Сначала я пытался дать этим линиям тщательное объяснение.
Не знаю, как обычному зрителю, но для художника гипсовые отливки греческих торсов на втором этаже Музея изобразительных искусств, что на Волхонке, и два-три подлинника на первом этаже — небольшие торсы, сделанные из мрамора, — это разные скульптуры. И не потому, что изображают разных особ.
И не потому разные, что на втором этаже знаменитые скульптуры, а на первом выкопаны в Тамани и сделаны неизвестно кем. Как раз наоборот, верхние, знаменитые — многократно хуже нижних незнаменитых. На первом этаже они живут и обаяют, а на втором — мертвые. А почему обаяют? Потому что мрамор. На первом этаже торсы из мрамора. А при отливке из гипса часть выпуклостей и «впуклостей» пропадает, слизывается, и нет уже той божественной игры объемов, по которым скользит глаз и радуется.

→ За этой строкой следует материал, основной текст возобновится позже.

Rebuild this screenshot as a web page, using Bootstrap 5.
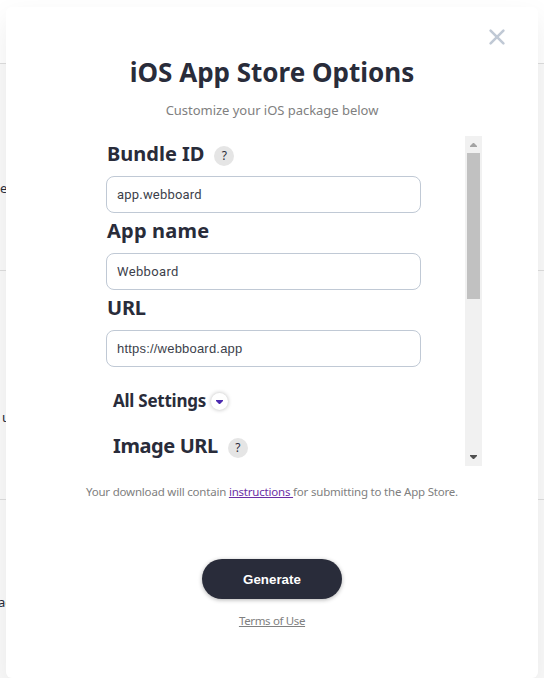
<!DOCTYPE html>
<html lang="en">
<head>
<meta charset="utf-8">
<meta name="viewport" content="width=device-width, initial-scale=1">
<title>iOS App Store Options</title>
<link href="https://cdn.jsdelivr.net/npm/bootstrap@5.3.0/dist/css/bootstrap.min.css" rel="stylesheet">
<style>
body{height:678px;background:#fff;color:#292c3a;font-family:"Noto Sans","Open Sans",sans-serif;position:relative}
.page-row{border-bottom:1px solid #dedede;background:#fafafa;font-size:13px;line-height:20px}
.page-row.top-row{height:64px;background:#fff}
.page-row.r1{height:207px;padding-top:114px}
.page-row.r2{height:229px;padding:136px 0 0 2px}
.page-row.r3{height:178px;padding-top:92px;border:0}
.page-row .clip-a{margin-left:-2px}
.sheet{position:absolute;left:6px;top:7px;width:532px;height:671px;border-radius:6px;background:#fff;box-shadow:0 12px 30px rgba(0,0,0,.075);padding:49px 56px 0}
.close-x{position:absolute;right:32px;top:21px;width:18px;height:18px}
.sheet-title{font-size:26px;line-height:32px;font-weight:700;margin:0 0 12px}
.sheet-sub{font-size:13px;line-height:20px;margin:0 0 16px;color:#808080;letter-spacing:-.03px}
.scroller{height:330px;padding-left:44px}
.fields{width:315px;padding-top:1px}
.field-label{font-size:20px;line-height:34px;font-weight:700;height:40px;gap:10px;padding-left:1px}
.field-label+.field-input{margin-top:-1px;margin-bottom:1px}
.l2{letter-spacing:.2px}
.l3{letter-spacing:-.2px}
.l4{letter-spacing:-.25px}
.l5{letter-spacing:-.4px}
.help{width:20px;height:20px;border-radius:50%;background:#e5e5e5;font-size:12px;line-height:19px;font-weight:400;text-align:center;letter-spacing:0;margin-top:9px}
.field-input.form-control{height:37px;border:1px solid #c0c9d5;border-radius:8px;padding:0 10px;font-size:13px;color:#3c3f4b;font-family:Roboto,sans-serif;letter-spacing:.2px}
.field-input.i2{letter-spacing:.35px!important}
.field-input.arial.form-control{font-family:"Liberation Sans",Arial,sans-serif}
.settings{font-size:17px;line-height:24px;font-weight:700;margin:22px 0 16px 7px;gap:5px}
.toggle{width:17px;height:17px;border-radius:50%;box-shadow:0 0 4px rgba(0,0,0,.28);margin-top:4px}
.image-label{margin-left:6px}
.track{width:17px;background:#f1f1f1}
.thumb{width:13px;height:146px;background:#c1c1c1}
.note{font-size:11.5px;letter-spacing:-.2px;line-height:18px;color:#808080;margin:17px 0 0}
.note a{color:#6b2fa5;text-decoration:underline}
.go.btn{width:140px;height:40px;background:#292c3a;color:#fff;border:0;font:700 13.33px "Liberation Sans",Arial,sans-serif;box-shadow:0 1px 4px rgba(0,0,0,.3)}
.terms{font-size:11.5px;letter-spacing:-.35px;line-height:18px;color:#808080}
.bottom{margin:58px 0 0;gap:13px}
</style>
</head>
<body class="overflow-hidden">
<div class="page-row top-row"></div>
<div class="page-row r1"><span>e</span></div>
<div class="page-row r2">u</div>
<div class="page-row r3"><div class="clip-a">ac</div></div>
<main class="sheet">
  <svg class="close-x" viewBox="0 0 18 18" stroke="#c0c9d5" stroke-width="2.6" stroke-linecap="round"><path d="M2.6 2.6 15.4 15.4M15.4 2.6 2.6 15.4"/></svg>
  <h1 class="sheet-title text-center">iOS App Store Options</h1>
  <p class="sheet-sub text-center">Customize your iOS package below</p>
  <div class="scroller d-flex justify-content-between overflow-hidden">
    <div class="fields">
      <div class="field-label d-flex"><span class="l1">Bundle ID</span><span class="help">?</span></div>
      <input class="form-control field-input i1" value="app.webboard">
      <div class="field-label"><span class="l2">App name</span></div>
      <input class="form-control field-input i2" value="Webboard">
      <div class="field-label"><span class="l3">URL</span></div>
      <input class="form-control field-input arial i3" value="https://webboard.app">
      <div class="settings d-flex"><span class="l4">All Settings</span>
        <span class="toggle d-flex align-items-center justify-content-center"><svg width="7" height="4" viewBox="0 0 7 4"><path d="M0 0H7V1L4 4H3L0 1Z" fill="#4c2bb0"/></svg></span></div>
      <div class="field-label image-label d-flex"><span class="l5">Image URL</span><span class="help">?</span></div>
    </div>
    <div class="track d-flex flex-column align-items-center">
      <svg width="17" height="17"><path d="M5 11H12V10L9 7H8L5 10Z" fill="#a3a3a3"/></svg>
      <div class="thumb"></div>
      <svg class="mt-auto" width="17" height="17"><path d="M5 6H12V7L9 10H8L5 7Z" fill="#505050"/></svg>
    </div>
  </div>
  <p class="note text-center text-nowrap">Your download will contain <a href="#">instructions </a>for submitting to the App Store.</p>
  <div class="bottom d-flex flex-column align-items-center">
    <button class="btn go rounded-pill">Generate</button>
    <a class="terms" href="#">Terms of Use</a>
  </div>
</main>
<script src="https://cdn.jsdelivr.net/npm/bootstrap@5.3.0/dist/js/bootstrap.bundle.min.js"></script>
</body>
</html>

Но и это не все. Бывает и наоборот. Бывает, что фигура из гипса лучше той же самой из мрамора. Тогда гипсовая живая, а мраморная — лишь ее тень. Так случилось с барельефами в метро «Электрозаводская». Сначала установили гипсовые — такие живые и художественные были девушки-работницы, я сам видел. А потом стали их заменять на мраморные, и все начало каменеть. И последний гипсовый барельеф был как крик о помощи.
Так что не в том дело, что мрамор — хорошо, а гипс — плохо, или наоборот, а в том, что они — разные материалы. И художник знает, что из разных материалов одну и ту же скульптуру или картину сделать нельзя. А можно сделать только разные. Потому что глаз различает не только разницу «впуклостей» и выпуклостей, но и материалы, из которых они сделаны. Структуру самого материала и фактуру, то есть то, как по материалу шла рука. И потому разный материал — это разный взгляд на одни и те же вещи.
То есть я хочу сказать, что сам материал влияет на художество. То есть на впечатление, к которому художник пробивается.